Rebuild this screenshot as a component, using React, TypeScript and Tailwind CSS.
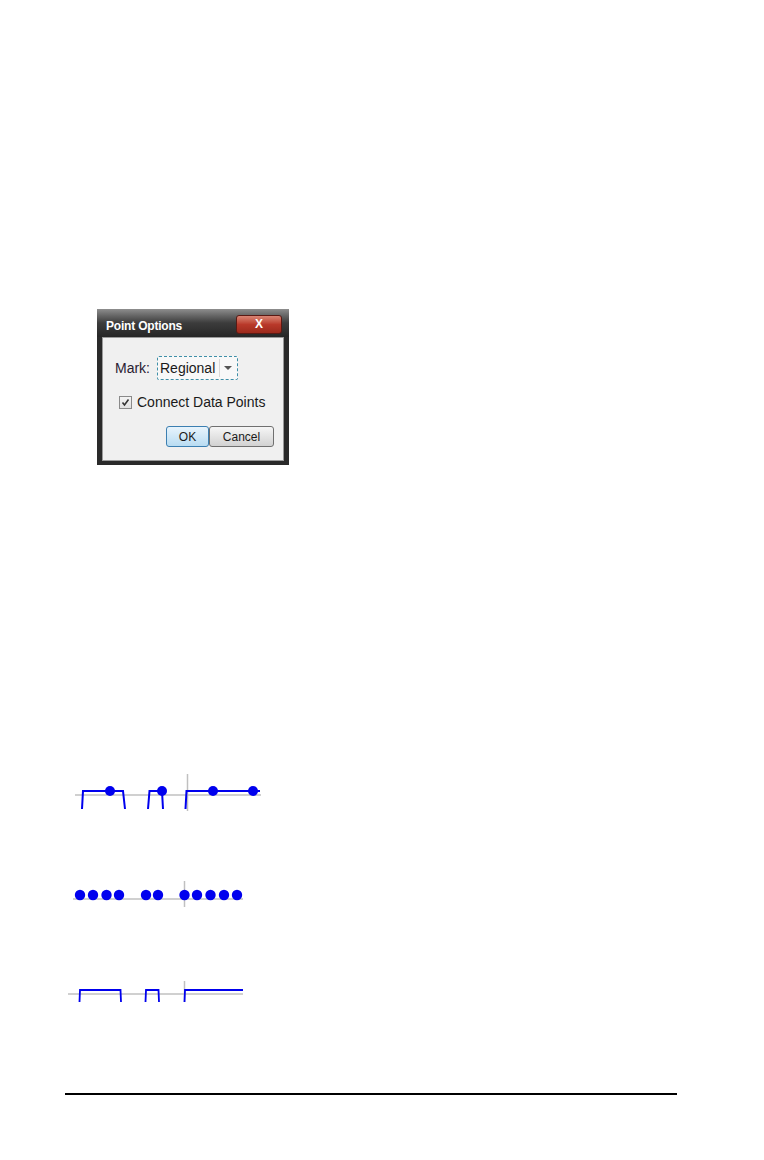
import React from "react";

const BLUE = "#0000ee";
const AXIS = "#c0c0c0";

function StepChart() {
  return (
    <svg width="200" height="44" viewBox="70 770 200 44" className="block">
      <line x1="75" y1="794" x2="261" y2="794" stroke={AXIS} strokeWidth="1.5" />
      <line x1="187.5" y1="773" x2="187.5" y2="810" stroke={AXIS} strokeWidth="1.5" />
      <g fill="none" stroke={BLUE} strokeWidth="2">
        <polyline points="82,808 83,790 123,790 125,808" />
        <polyline points="148,808 149.5,790 162,790 163,808" />
        <polyline points="185.5,808 186.5,790 260,790" />
      </g>
      <g fill={BLUE}>
        <circle cx="110" cy="790" r="5" />
        <circle cx="162" cy="790" r="5" />
        <circle cx="213" cy="790" r="5" />
        <circle cx="253" cy="790" r="5" />
      </g>
    </svg>
  );
}

function DotChart() {
  const xs = [80, 93, 106.5, 119, 146, 158, 184.5, 197, 210.5, 224, 237];
  return (
    <svg width="180" height="30" viewBox="70 878 180 30" className="block">
      <line x1="73" y1="898" x2="243" y2="898" stroke={AXIS} strokeWidth="1.5" />
      <line x1="184.5" y1="880" x2="184.5" y2="906" stroke={AXIS} strokeWidth="1.5" />
      <g fill={BLUE}>
        {xs.map((x) => (
          <circle key={x} cx={x} cy="894" r="5.2" />
        ))}
      </g>
    </svg>
  );
}

function PulseChart() {
  return (
    <svg width="180" height="26" viewBox="65 978 180 26" className="block">
      <line x1="68" y1="993" x2="243" y2="993" stroke={AXIS} strokeWidth="1.5" />
      <line x1="184.5" y1="980" x2="184.5" y2="1001" stroke={AXIS} strokeWidth="1.5" />
      <g fill="none" stroke={BLUE} strokeWidth="1.8">
        <polyline points="79.5,1001 80,989 120.5,989 121,1001" />
        <polyline points="145.5,1001 146,989 158.5,989 159,1001" />
        <polyline points="184.5,1001 185,989 243,989" />
      </g>
    </svg>
  );
}

function PointOptionsDialog() {
  return (
    <div
      className="w-[192px] h-[156px] bg-[#2a2a2a] flex flex-col px-[5px] pb-[4px]"
      style={{ fontFamily: '"Liberation Sans", Arial, sans-serif' }}
    >
      <div className="h-[28px] -mx-[5px] px-[9px] flex items-center justify-between bg-gradient-to-b from-[#8e8e8e] via-[#3c3c3c] to-[#262626]">
        <span className="text-[12px] font-bold text-white tracking-[-0.2px] mt-[6px]">Point Options</span>
        <div className="w-[46px] h-[19px] mt-[2px] -mr-[2px] rounded-[3px] border border-[#5a1a14] bg-gradient-to-b from-[#d98474] via-[#b9392a] to-[#9c2a1c] flex items-center justify-center">
          <span className="text-white text-[12px] font-bold leading-none">X</span>
        </div>
      </div>
      <div className="flex-1 bg-[#f0f0f0] border border-[#9a9a9a] flex flex-col pl-[12px] pt-[18px]">
        <div className="flex items-center gap-[7px]">
          <span className="text-[14px] text-[#2a2030]">Mark:</span>
          <div className="w-[81px] h-[24px] border border-dashed border-[#3f8fa8] rounded-[2px] bg-[#f8f8f8] flex items-center">
            <span className="text-[14px] text-[#1a1a1a] pl-[2px] leading-none">Regional</span>
            <div className="ml-auto mr-[2px] w-[16px] h-[18px] border-l border-[#d8d8d8] flex items-center justify-center">
              <svg width="8" height="4" viewBox="0 0 8 4">
                <polygon points="0,0 8,0 4,4" fill="#555" />
              </svg>
            </div>
          </div>
        </div>
        <div className="flex items-center gap-[5px] mt-[12px] pl-[4px]">
          <div className="w-[13px] h-[13px] border border-[#8a8a8a] bg-gradient-to-b from-[#f4f4f4] to-[#e0e0e0] flex items-center justify-center">
            <svg width="9" height="9" viewBox="0 0 9 9">
              <polyline points="1.5,4.5 3.5,7 7.5,1.5" fill="none" stroke="#333" strokeWidth="1.6" />
            </svg>
          </div>
          <span className="text-[14px] text-[#1a1a1a]">Connect Data Points</span>
        </div>
        <div className="flex mt-[13px] ml-[51px]">
          <div className="w-[43px] h-[21px] rounded-[3px] border border-[#3c7fb1] bg-gradient-to-b from-[#e8f4fc] to-[#b9dcf2] flex items-center justify-center">
            <span className="text-[12px] text-[#1a1a1a]">OK</span>
          </div>
          <div className="w-[65px] h-[21px] rounded-[3px] border border-[#707070] bg-gradient-to-b from-[#f6f6f6] to-[#d2d2d2] flex items-center justify-center">
            <span className="text-[12px] text-[#1a1a1a]">Cancel</span>
          </div>
        </div>
      </div>
    </div>
  );
}

export default function App() {
  return (
    <div className="w-[764px] h-[1160px] bg-white overflow-hidden flex flex-col">
      <div className="ml-[97px] mt-[309px]">
        <PointOptionsDialog />
      </div>

      <div className="ml-[70px] mt-[306px]">
        <StepChart />
      </div>

      <div className="ml-[70px] mt-[64px]">
        <DotChart />
      </div>

      <div className="ml-[65px] mt-[70px]">
        <PulseChart />
      </div>

      <div className="ml-[65px] mt-[88px] w-[612px] h-[2px] bg-black" />
    </div>
  );
}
——
### SET PROBLEM
Collect every line above that contains the word "React".

### ANSWER TO THIS PROBLEM
Rebuild this screenshot as a component, using React, TypeScript and Tailwind CSS.
import React from "react";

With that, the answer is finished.